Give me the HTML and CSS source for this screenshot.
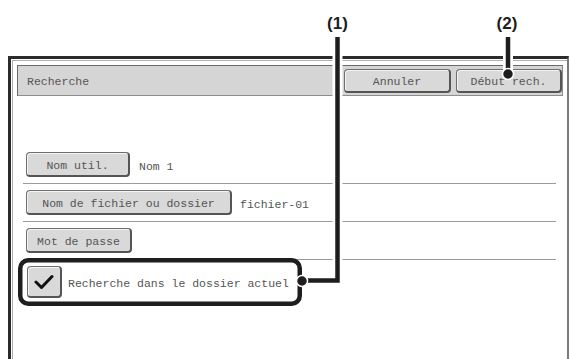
FILE: index.html
```html
<!DOCTYPE html>
<html lang="fr">
<head>
<meta charset="utf-8">
<title>Recherche</title>
<link rel="stylesheet" href="styles.css">
</head>
<body>
<div class="frame">
  <div class="header">
    <span class="title">Recherche</span>
    <div class="actions">
      <button class="btn btn-cancel">Annuler</button>
      <button class="btn btn-start">Début rech.</button>
    </div>
  </div>
  <div class="list">
    <div class="row">
      <button class="btn btn-user">Nom util.</button>
      <span class="value">Nom 1</span>
    </div>
    <div class="row">
      <button class="btn btn-file">Nom de fichier ou dossier</button>
      <span class="value">fichier-01</span>
    </div>
    <div class="row">
      <button class="btn btn-pass">Mot de passe</button>
    </div>
    <div class="row row-check">
      <button class="btn check">
        <svg width="20" height="16" viewBox="0 0 20 16"><path d="M2 8 L7.5 13.5 L18 2.5" fill="none" stroke="#111" stroke-width="3" stroke-linecap="round" stroke-linejoin="round"/></svg>
      </button>
      <span class="value check-label">Recherche dans le dossier actuel</span>
    </div>
  </div>
</div>
<svg class="callouts" width="570" height="359" viewBox="0 0 570 359">
  <g fill="none" stroke="#fff" stroke-width="10" stroke-linecap="round" stroke-linejoin="round">
    <path d="M337.5 38 V280.5 H302"/>
    <path d="M508 38 V75"/>
  </g>
  <g fill="none" stroke="#1e1e1e" stroke-width="4.5" stroke-linejoin="miter">
    <path d="M337.5 37 V280.5 H302"/>
    <path d="M508 37 V75"/>
    <rect x="20.25" y="260.25" width="279.5" height="43.5" rx="8" ry="8"/>
  </g>
  <circle cx="302" cy="281" r="5.5" fill="#1e1e1e" stroke="#fff" stroke-width="1.5"/>
  <circle cx="508" cy="74" r="5.5" fill="#1e1e1e" stroke="#fff" stroke-width="1.5"/>
  <text x="337.5" y="28.5" class="label">(1)</text>
  <text x="507" y="28.5" class="label">(2)</text>
</svg>
</body>
</html>
```

FILE: styles.css
```css
html, body {
  margin: 0;
  padding: 0;
  background: #fff;
  width: 570px;
  height: 359px;
  overflow: hidden;
  position: relative;
}

body {
  font-family: "Liberation Mono", "DejaVu Sans Mono", monospace;
  font-size: 11.5px;
  color: #555;
}

.frame {
  box-sizing: border-box;
  margin: 56px 0 0 8px;
  width: 561px;
  height: 303px;
  border-top: 3px solid #2b2b2b;
  border-left: 3px solid #2b2b2b;
  border-right: 2px solid #7a7a7a;
  box-shadow: inset 1px 1px 0 #fff, inset 2px 2px 0 #b0b0b0;
  padding: 6px 4px 0 6px;
  display: flex;
  flex-direction: column;
}

.header {
  box-sizing: border-box;
  height: 31px;
  background: #d5d5d5;
  border: 1px solid #8c8c8c;
  border-top-color: #6a6a6a;
  border-left-color: #6a6a6a;
  display: flex;
  align-items: center;
  justify-content: space-between;
  padding: 0 0 0 9px;
}

.title { padding-top: 2px; }

.actions {
  display: flex;
  gap: 5px;
  align-items: center;
}

.btn {
  box-sizing: border-box;
  font-family: inherit;
  font-size: 11.5px;
  color: #555;
  background: #d9d9d9;
  border: 1px solid #6e6e6e;
  border-right: 2px solid #555;
  border-bottom: 2px solid #555;
  border-radius: 4px;
  box-shadow: inset 1px 1px 0 #f4f4f4;
  height: 25px;
  padding: 3px 0 0;
  margin: 0;
  display: flex;
  align-items: center;
  justify-content: center;
  line-height: 14px;
}

.btn-cancel { width: 107px; height: 24px; }
.btn-start { width: 106px; height: 24px; }

.list {
  margin: 50px 7px 0 6px;
  display: flex;
  flex-direction: column;
}

.row {
  display: flex;
  align-items: center;
  padding: 6px 0 6px 3px;
  border-bottom: 1px solid #9a9a9a;
}

.row-check {
  border-bottom: none;
  padding: 6px 0 6px 4px;
}

.btn-user { width: 104px; }
.btn-file { width: 206px; }
.btn-pass { width: 106px; }

.value {
  margin-left: 9px;
  padding-top: 4px;
  line-height: 14px;
}

.btn-file + .value { margin-left: 8px; }

.check {
  width: 35px;
  height: 32px;
  padding: 0;
}

.check svg { display: block; }

.check-label { margin-left: 6px; }

.callouts {
  position: absolute;
  left: 0;
  top: 0;
}

.label {
  font-family: "Liberation Sans", Arial, sans-serif;
  font-weight: bold;
  font-size: 17px;
  fill: #1e1e1e;
  text-anchor: middle;
}
```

+++

(Task brief): Return the listing above word for word, with the pictures removed.

(Task solution):
Give me the HTML and CSS source for this screenshot.
FILE: index.html
```html
<!DOCTYPE html>
<html lang="fr">
<head>
<meta charset="utf-8">
<title>Recherche</title>
<link rel="stylesheet" href="styles.css">
</head>
<body>
<div class="frame">
  <div class="header">
    <span class="title">Recherche</span>
    <div class="actions">
      <button class="btn btn-cancel">Annuler</button>
      <button class="btn btn-start">Début rech.</button>
    </div>
  </div>
  <div class="list">
    <div class="row">
      <button class="btn btn-user">Nom util.</button>
      <span class="value">Nom 1</span>
    </div>
    <div class="row">
      <button class="btn btn-file">Nom de fichier ou dossier</button>
      <span class="value">fichier-01</span>
    </div>
    <div class="row">
      <button class="btn btn-pass">Mot de passe</button>
    </div>
    <div class="row row-check">
      <button class="btn check">
        <svg width="20" height="16" viewBox="0 0 20 16"><path d="M2 8 L7.5 13.5 L18 2.5" fill="none" stroke="#111" stroke-width="3" stroke-linecap="round" stroke-linejoin="round"/></svg>
      </button>
      <span class="value check-label">Recherche dans le dossier actuel</span>
    </div>
  </div>
</div>
<svg class="callouts" width="570" height="359" viewBox="0 0 570 359">
  <g fill="none" stroke="#fff" stroke-width="10" stroke-linecap="round" stroke-linejoin="round">
    <path d="M337.5 38 V280.5 H302"/>
    <path d="M508 38 V75"/>
  </g>
  <g fill="none" stroke="#1e1e1e" stroke-width="4.5" stroke-linejoin="miter">
    <path d="M337.5 37 V280.5 H302"/>
    <path d="M508 37 V75"/>
    <rect x="20.25" y="260.25" width="279.5" height="43.5" rx="8" ry="8"/>
  </g>
  <circle cx="302" cy="281" r="5.5" fill="#1e1e1e" stroke="#fff" stroke-width="1.5"/>
  <circle cx="508" cy="74" r="5.5" fill="#1e1e1e" stroke="#fff" stroke-width="1.5"/>
  <text x="337.5" y="28.5" class="label">(1)</text>
  <text x="507" y="28.5" class="label">(2)</text>
</svg>
</body>
</html>
```

FILE: styles.css
```css
html, body {
  margin: 0;
  padding: 0;
  background: #fff;
  width: 570px;
  height: 359px;
  overflow: hidden;
  position: relative;
}

body {
  font-family: "Liberation Mono", "DejaVu Sans Mono", monospace;
  font-size: 11.5px;
  color: #555;
}

.frame {
  box-sizing: border-box;
  margin: 56px 0 0 8px;
  width: 561px;
  height: 303px;
  border-top: 3px solid #2b2b2b;
  border-left: 3px solid #2b2b2b;
  border-right: 2px solid #7a7a7a;
  box-shadow: inset 1px 1px 0 #fff, inset 2px 2px 0 #b0b0b0;
  padding: 6px 4px 0 6px;
  display: flex;
  flex-direction: column;
}

.header {
  box-sizing: border-box;
  height: 31px;
  background: #d5d5d5;
  border: 1px solid #8c8c8c;
  border-top-color: #6a6a6a;
  border-left-color: #6a6a6a;
  display: flex;
  align-items: center;
  justify-content: space-between;
  padding: 0 0 0 9px;
}

.title { padding-top: 2px; }

.actions {
  display: flex;
  gap: 5px;
  align-items: center;
}

.btn {
  box-sizing: border-box;
  font-family: inherit;
  font-size: 11.5px;
  color: #555;
  background: #d9d9d9;
  border: 1px solid #6e6e6e;
  border-right: 2px solid #555;
  border-bottom: 2px solid #555;
  border-radius: 4px;
  box-shadow: inset 1px 1px 0 #f4f4f4;
  height: 25px;
  padding: 3px 0 0;
  margin: 0;
  display: flex;
  align-items: center;
  justify-content: center;
  line-height: 14px;
}

.btn-cancel { width: 107px; height: 24px; }
.btn-start { width: 106px; height: 24px; }

.list {
  margin: 50px 7px 0 6px;
  display: flex;
  flex-direction: column;
}

.row {
  display: flex;
  align-items: center;
  padding: 6px 0 6px 3px;
  border-bottom: 1px solid #9a9a9a;
}

.row-check {
  border-bottom: none;
  padding: 6px 0 6px 4px;
}

.btn-user { width: 104px; }
.btn-file { width: 206px; }
.btn-pass { width: 106px; }

.value {
  margin-left: 9px;
  padding-top: 4px;
  line-height: 14px;
}

.btn-file + .value { margin-left: 8px; }

.check {
  width: 35px;
  height: 32px;
  padding: 0;
}

.check svg { display: block; }

.check-label { margin-left: 6px; }

.callouts {
  position: absolute;
  left: 0;
  top: 0;
}

.label {
  font-family: "Liberation Sans", Arial, sans-serif;
  font-weight: bold;
  font-size: 17px;
  fill: #1e1e1e;
  text-anchor: middle;
}
```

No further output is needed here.